Dengan konsep TOD, kita dapat menimalisir fenomena urban sprawl yang merupakan pemekaran kota ke daerah - daerah di sekitarnya yang tidak terstruktur, acak dan tidak terencana.
Yang sudah - sudah....
Beberapa Negara khususnya di kawasan Asia sendiri telah menerapkan konsep TOD ini. Berikut adalah beberapa contoh Negara - Negara di Asia yang telah menerapkan konsep ini :
- Stasiun Hongkong, Wan Chai Dan Admiralty
- Stasiun Kyoto
- Roppongi Hills, Tokyo
Perencanaan Konsep TOD
Indikasi dengan adanya perencanaan pembangunan yang tidak terorientasi pada kendaraan pribadi melainkan beriorientasi pada angkutan umum massal dan pejalan kaki, konsep TOD ini mulai dicanangkan. Pada tahun 2013 silam, kota Jakarta telah memiliki konstruksi pembangunan angkutan umum massal berbasis Mass Rapid Transit (MRT).
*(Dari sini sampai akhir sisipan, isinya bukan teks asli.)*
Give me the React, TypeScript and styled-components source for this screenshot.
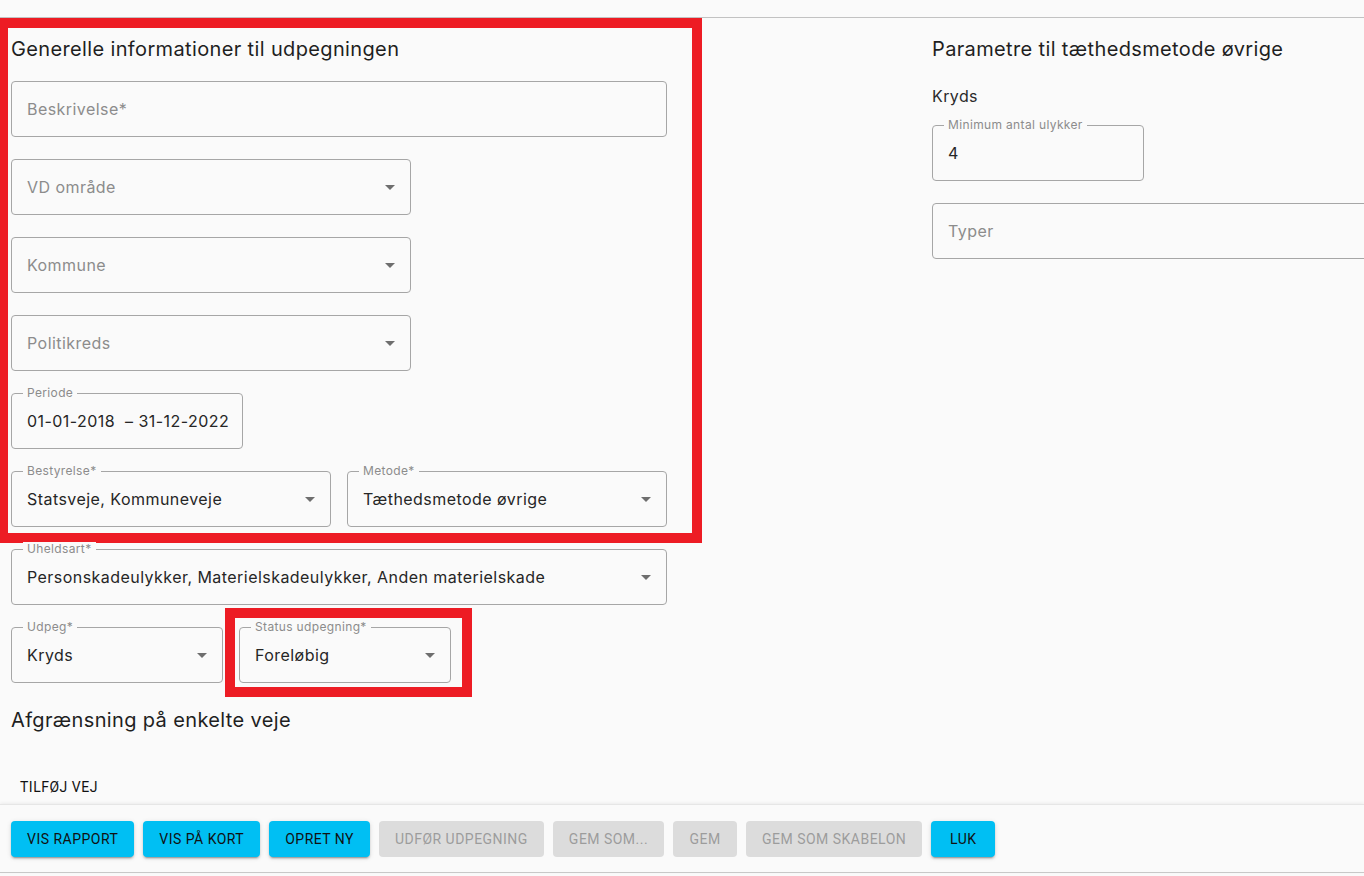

Proyek ini dimulai dengan pembangunan pada Fase I sepanjang + 16 kilometer dari terminal Lebak Bulus hingga Bundaran Hotel Indonesia yang memiliki 13 stasiun dan 1 Depo. Sedikitnya 8 Stasiun dari 13 stasiun yang dibangun pada proyek Mass Rapid Transit (MRT) Jakarta fase pertama ini, akan dikembangkan sebagai hunian berbasis Transit Oriented Development ( TOD).